There handed large site fees, in which a casino would pay a promoter a fee in order to have him put a card in its arena, multiple times a year in a bid to outflank each other for the largest fights.
But when Mandalay Bay was acquired by MGM Mirage, which owns the MGM Grand, competition for fights in the city all but ceased.
And as the UFC has surged in popularity in the past two years, it has booked dates at the MGM Grand and Mandalay Bay that used to routinely go to boxing.
"When you see a fight like De La Hoya and Mayweather do $155 million gross, then it proves to you that boxing is not dead," King said. "But you have to spark some interest in the people and make them want to come out and support a hero. It's a lot easier to do that when you take it to the hometowns or to a place where there is a connection between the people and your athletes."

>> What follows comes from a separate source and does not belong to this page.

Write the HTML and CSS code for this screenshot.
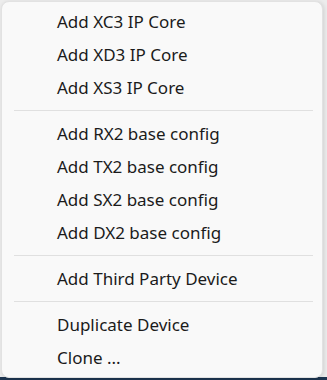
FILE: index.html
```html
<html>
	<head>
		<meta charset="UTF-8">
		<title>Context Menu</title>
		<link rel="stylesheet" href="styles.css">
	</head>
	<body>
		<div id="Menu">
			<div class="item">Add XC3 IP Core</div>
			<div class="item">Add XD3 IP Core</div>
			<div class="item">Add XS3 IP Core</div>
			<div class="sep"></div>
			<div class="item">Add RX2 base config</div>
			<div class="item">Add TX2 base config</div>
			<div class="item">Add SX2 base config</div>
			<div class="item">Add DX2 base config</div>
			<div class="sep"></div>
			<div class="item">Add Third Party Device</div>
			<div class="sep"></div>
			<div class="item">Duplicate Device</div>
			<div class="item">Clone ...</div>
		</div>
	</body>
</html>
```

FILE: styles.css
```css
*{
	margin: 0;
	padding: 0;
	box-sizing: border-box;
}
html, body{
	width: 327px;
	height: 380px;
	overflow: hidden;
}
body{
	background: linear-gradient(to bottom, #ececec 377px, #1d3550 377px);
	font-family: "Noto Sans", "Open Sans", sans-serif;
}
#Menu{
	margin: 1px 4px 0 1px;
	height: 377px;
	padding: 3px 0 0 0;
	background: #f9f9f9;
	border: 1px solid #e2e2e2;
	border-radius: 8px;
	box-shadow: 1px 1px 4px rgba(0,0,0,0.12);
}
#Menu .item{
	height: 33px;
	line-height: 33px;
	padding-left: 55px;
	font-size: 17px;
	color: #1b1b1b;
	white-space: nowrap;
}
#Menu .sep{
	height: 1px;
	margin: 6px 9px 6px 12px;
	background: #e0e0e0;
}
```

King's point was proven June 9 when Top Rank drew 20,658 to Madison Square Garden for the Cotto-Judah fight. The crowd was overwhelmingly pro-Cotto because of New York's large Puerto Rican population and because Arum marketed heavily to it.
Arum said going on the road helps make him a better promoter, because he has to pay more attention to detail and work harder to get attention for a card.
"The infrastructure is all there in Las Vegas and it's easy to do a card," Arum said. "It takes some elbow grease to get out and do it somewhere else. But if you go out and do it and put the elbow grease in, you'll see results.
"I'm not going to tell you Las Vegas is (doomed), but it's not the first and only option any more. Frankly, right now, I'm not even thinking of Las Vegas at this point."